Staff and Animals in livestock buildings are constantly exposed to fine particulate matter (PM2.5), which affects their respiratory health. However, its exact pathogenic mechanism remains unclear. Regulator of G-protein signaling 2 (RGS2) has been reported to play a regulatory role in pneumonia. The aim of this study was to explore the therapeutic potential of RGS2 in cowshed PM2.5-induced respiratory damage. PM2.5 was collected from a cattle farm, and the alveolar macrophages (NR8383) of the model animal rat were stimulated with different treatment conditions of cowshed PM2.5. The RGS2 overexpression vector was constructed and transfected it into cells. Compared with the control group, cowshed PM2.5 significantly induced a decrease in cell viability and increased the levels of Apoptosis and proinflammatory factor expression.
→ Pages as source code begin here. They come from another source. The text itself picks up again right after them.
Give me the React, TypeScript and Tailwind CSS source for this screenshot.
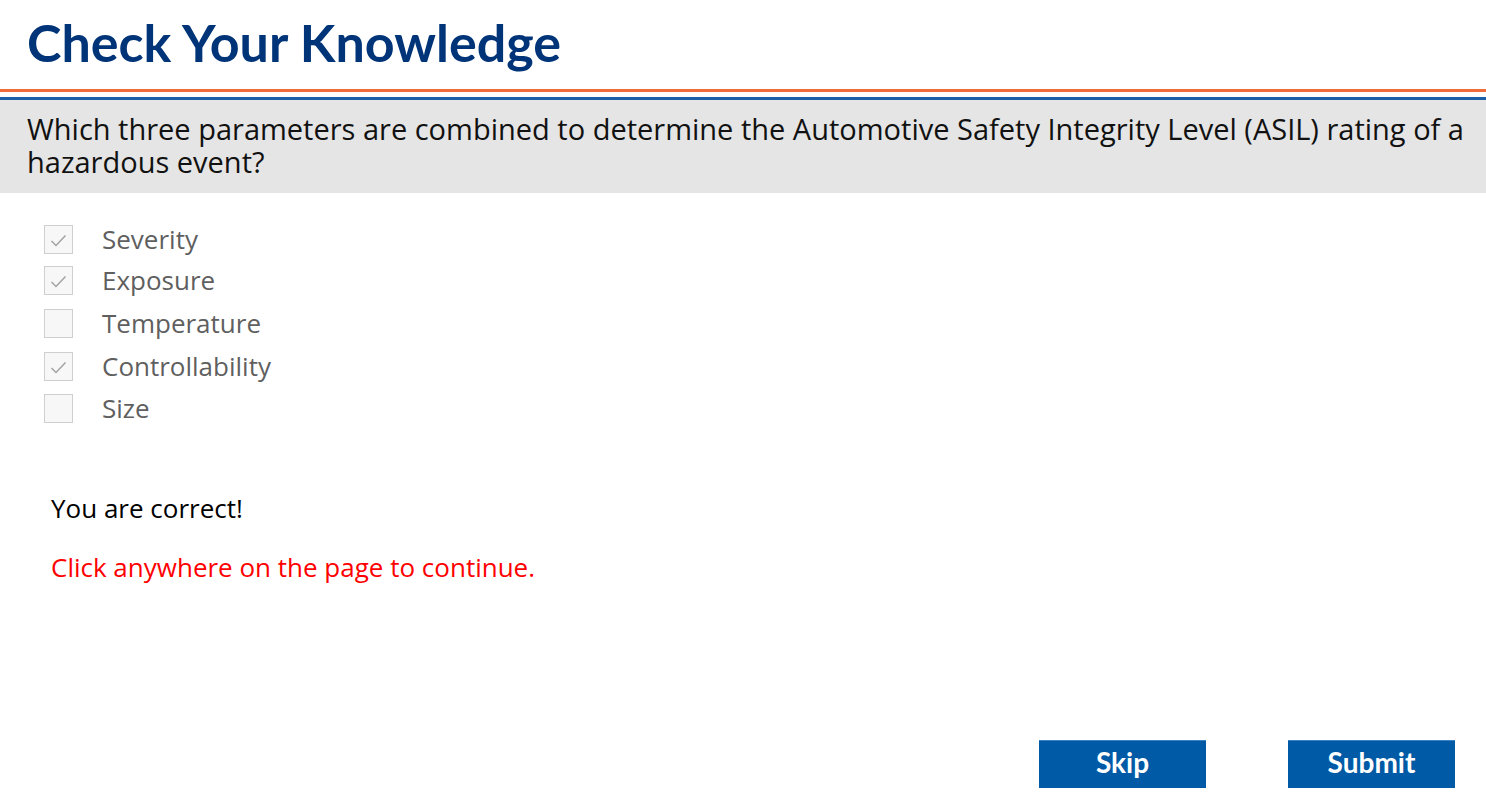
import React from "react";

const options = [
  { label: "Severity", checked: true, h: "h-[42px]" },
  { label: "Exposure", checked: true, h: "h-[41px]" },
  { label: "Temperature", checked: false, h: "h-[44px]" },
  { label: "Controllability", checked: true, h: "h-[42px]" },
  { label: "Size", checked: false, h: "h-[42px]" },
];

function Box({ checked }: { checked: boolean }) {
  return (
    <div className="w-[29px] h-[29px] shrink-0 border border-[#cfcfcf] bg-[#f7f7f7]">
      {checked && (
        <svg width="27" height="27" viewBox="0 0 27 27" className="block">
          <path d="M6.5 15 L11 19.5 L20.5 9.5" fill="none" stroke="#a3a3a3" strokeWidth="1.5" />
        </svg>
      )}
    </div>
  );
}

export default function App() {
  return (
    <div className="w-[1486px] h-[808px] bg-white flex flex-col" style={{ fontFamily: "'Open Sans', Lato, sans-serif" }}>
      <div className="h-[89px] pl-[27px] flex items-center">
        <h1 className="text-[52px] font-bold text-[#003478] leading-none -mt-[6px] font-['Lato',sans-serif]">Check Your Knowledge</h1>
      </div>
      <div className="h-[3px] bg-[#f26b3a]" />
      <div className="h-[5px] bg-white" />
      <div className="h-[3px] bg-[#1a5fa8]" />
      <div className="h-[93px] bg-[#e5e5e5] pl-[27px] pr-[16px] pt-[12px]">
        <p className="text-[29px] leading-[33px] text-[#111]">
          Which three parameters are combined to determine the Automotive Safety Integrity Level (ASIL) rating of a hazardous event?
        </p>
      </div>
      <div className="pl-[44px] pt-[25px] flex flex-col">
        {options.map((o) => (
          <div key={o.label} className={`flex items-center ${o.h}`}>
            <Box checked={o.checked} />
            <span className="ml-[29px] text-[26px] text-[#5f5f5f]">{o.label}</span>
          </div>
        ))}
      </div>
      <div className="pl-[51px] pt-[64px] text-[26px]">
        <p className="text-black leading-[30px]">You are correct!</p>
        <p className="text-[#ff0000] leading-[30px] mt-[29px]">Click anywhere on the page to continue.</p>
      </div>
      <div className="flex-1" />
      <div className="flex justify-end gap-[82px] pr-[31px] pb-[20px] font-['Lato',sans-serif]">
        <button className="w-[167px] h-[48px] bg-[#005aa5] border-t border-[#3a82c2] text-white font-bold text-[28px] leading-none pb-[6px]">Skip</button>
        <button className="w-[167px] h-[48px] bg-[#005aa5] border-t border-[#3a82c2] text-white font-bold text-[28px] leading-none pb-[6px]">Submit</button>
      </div>
    </div>
  );
}
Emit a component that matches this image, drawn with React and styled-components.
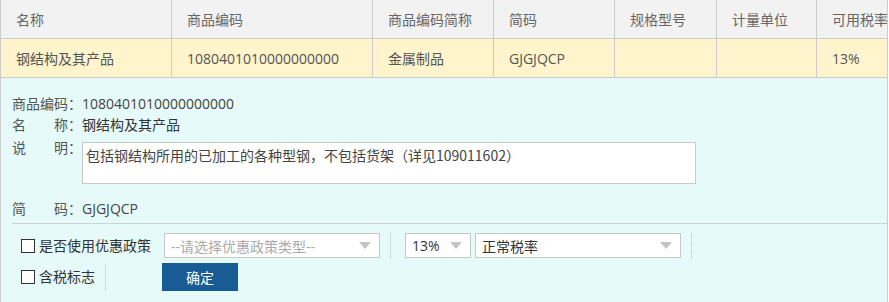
import React from "react";
import styled, { createGlobalStyle } from "styled-components";

const GlobalStyle = createGlobalStyle`
  body {
    margin: 0;
    font-family: "Open Sans", "Noto Sans CJK SC", sans-serif;
    font-size: 14px;
    color: #333;
    background: #fff;
  }
`;

const Panel = styled.div`
  width: 888px;
  box-sizing: border-box;
  border-left: 1px solid #ccc;
  border-right: 1px solid #ccc;
  overflow: hidden;
`;

const Grid = styled.div`
  display: grid;
  grid-template-columns: 171px 201px 121px 121px 102px 100px 100px;
  width: max-content;
`;

const Cell = styled.div`
  box-sizing: border-box;
  height: 39px;
  padding-left: 15px;
  display: flex;
  align-items: center;
  border-right: 1px solid #ccc;
  border-bottom: 1px solid #ccc;
  background: ${(p) => (p.$head ? "#f2f2f2" : "#fff4cb")};
  color: ${(p) => (p.$head ? "#666" : "#555")};
  white-space: nowrap;
`;

const Detail = styled.div`
  background: #e5faf9;
  padding: 16px 0 12px 11px;
`;

const Row = styled.div`
  display: flex;
  align-items: flex-start;
  line-height: 20px;
  margin-top: ${(p) => p.$mt || 0}px;
`;

const Label = styled.span`
  display: inline-flex;
  width: 70px;
  flex: none;
  color: #555;
`;

const Justified = styled.span`
  display: inline-block;
  width: 56px;
  text-align: justify;
  text-align-last: justify;
`;

const Value = styled.span`
  color: ${(p) => (p.$dark ? "#333" : "#444")};
`;

const TextArea = styled.div`
  box-sizing: border-box;
  width: 614px;
  height: 42px;
  margin-top: 4px;
  border: 1px solid #c8c8c8;
  background: #fff;
  padding: 2px 3px;
  color: #444;
  line-height: 20px;
  font-family: "Noto Sans CJK SC", sans-serif;
`;

const Divider = styled.div`
  height: 1px;
  background: #c9d4d3;
  margin-top: 4px;
`;

const Form = styled.div`
  padding: 8px 0 0 9px;
  display: flex;
  flex-direction: column;
  gap: 4px;
`;

const FormLine = styled.div`
  display: flex;
  align-items: center;
`;

const Field = styled.div`
  display: flex;
  align-items: center;
  gap: ${(p) => p.$gap || 0}px;
  padding: ${(p) => (p.$first ? "0 10px 0 0" : "0 10px 0 14px")};
  border-right: 1px dotted #b8c4c4;
  height: 27px;
`;

const Check = styled.label`
  display: flex;
  align-items: center;
  gap: 4px;
  color: #333;
  line-height: 20px;
  white-space: nowrap;
`;

const Box = styled.span`
  width: 12px;
  height: 12px;
  border: 1px solid #333;
  background: #fff;
  flex: none;
`;

const Select = styled.div`
  box-sizing: border-box;
  width: ${(p) => p.$w}px;
  height: 25px;
  border: 1px solid #c8c8c8;
  background: #fff;
  display: flex;
  align-items: center;
  padding: 0 8px 0 6px;
  color: ${(p) => (p.$muted ? "#aaa" : "#333")};
  white-space: nowrap;
  margin-left: ${(p) => p.$ml || 0}px;
`;

const SelectText = styled.span`
  flex: 1;
`;

const Caret = styled.span`
  width: 0;
  height: 0;
  border-left: 6px solid transparent;
  border-right: 6px solid transparent;
  border-top: 7px solid #c4c4c4;
`;

const Button = styled.button`
  width: 76px;
  height: 28px;
  margin-left: 56px;
  border: none;
  background: #175c94;
  color: #fff;
  font-family: inherit;
  font-size: 14px;
  cursor: pointer;
`;

const headers = ["名称", "商品编码", "商品编码简称", "简码", "规格型号", "计量单位", "可用税率"];
const rowData = ["钢结构及其产品", "1080401010000000000", "金属制品", "GJGJQCP", "", "", "13%"];

export default function App() {
  return (
    <>
      <GlobalStyle />
      <Panel>
        <Grid>
          {headers.map((h) => (
            <Cell $head key={h}>{h}</Cell>
          ))}
          {rowData.map((v, i) => (
            <Cell key={i}>{v}</Cell>
          ))}
        </Grid>
        <Detail>
          <Row>
            <Label>商品编码：</Label>
            <Value>1080401010000000000</Value>
          </Row>
          <Row $mt={1}>
            <Label>
              <Justified>名称</Justified>：
            </Label>
            <Value $dark>钢结构及其产品</Value>
          </Row>
          <Row $mt={3}>
            <Label>
              <Justified>说明</Justified>：
            </Label>
            <TextArea>包括钢结构所用的已加工的各种型钢，不包括货架（详见109011602）</TextArea>
          </Row>
          <Row $mt={15}>
            <Label>
              <Justified>简码</Justified>：
            </Label>
            <Value>GJGJQCP</Value>
          </Row>
          <Divider />
          <Form>
            <FormLine>
              <Field $first>
                <Check>
                  <Box />
                  是否使用优惠政策
                </Check>
                <Select $w={216} $ml={13} $muted>
                  <SelectText>--请选择优惠政策类型--</SelectText>
                  <Caret />
                </Select>
              </Field>
              <Field $gap={4}>
                <Select $w={66}>
                  <SelectText>13%</SelectText>
                  <Caret />
                </Select>
                <Select $w={206}>
                  <SelectText>正常税率</SelectText>
                  <Caret />
                </Select>
              </Field>
            </FormLine>
            <FormLine>
              <Field $first>
                <Check>
                  <Box />
                  含税标志
                </Check>
              </Field>
              <Button>确定</Button>
            </FormLine>
          </Form>
        </Detail>
      </Panel>
    </>
  );
}
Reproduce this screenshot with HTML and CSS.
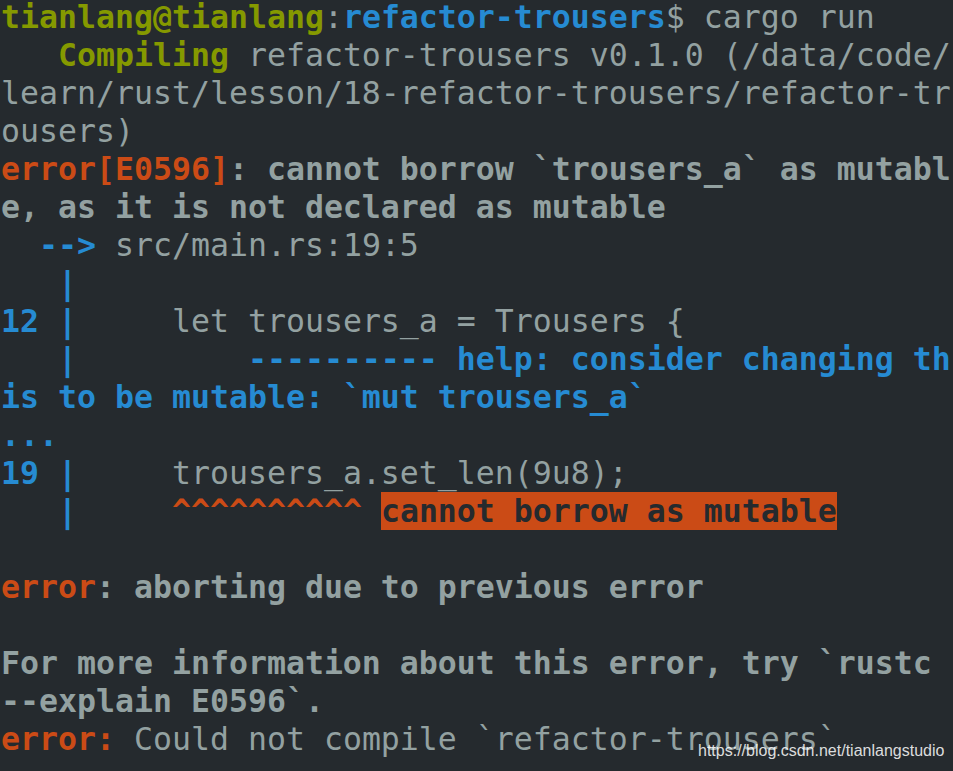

Overexpression of RGS2 ameliorated the above-mentioned cellular changes induced by cowshed PM2.5. In addition, PM2.5 has significantly induced intracellular CA²⁺ dysregulation. Affinity inhibition of Gq/11 by RGS2 attenuated the cytosolic calcium signaling pathway mediated by PLCβ/IP₃R. To further investigate the causes and mechanisms of action of differential RGS2 expression, the possible effects of oxidative stress and TLR2/4 activation were investigated. The results have shown that RGS2 expression was not only regulated by oxidative stress-induced nitric oxide during cowshed PM2.5 cells stimulation but the activation of TLR2/4 had also an important inhibitory effect on its protein expression. The present study demonstrates the intracellular CA²⁺ regulatory role of RGS2 during cellular injury, which could be a potential target for the prevention and treatment of PM2.5-induced respiratory injury.

Cowshed; Fine particulate matter; Gq/11; Intracellular Ca(2+); PLCβ/IP(3)R; Regulator of G-protein signaling 2.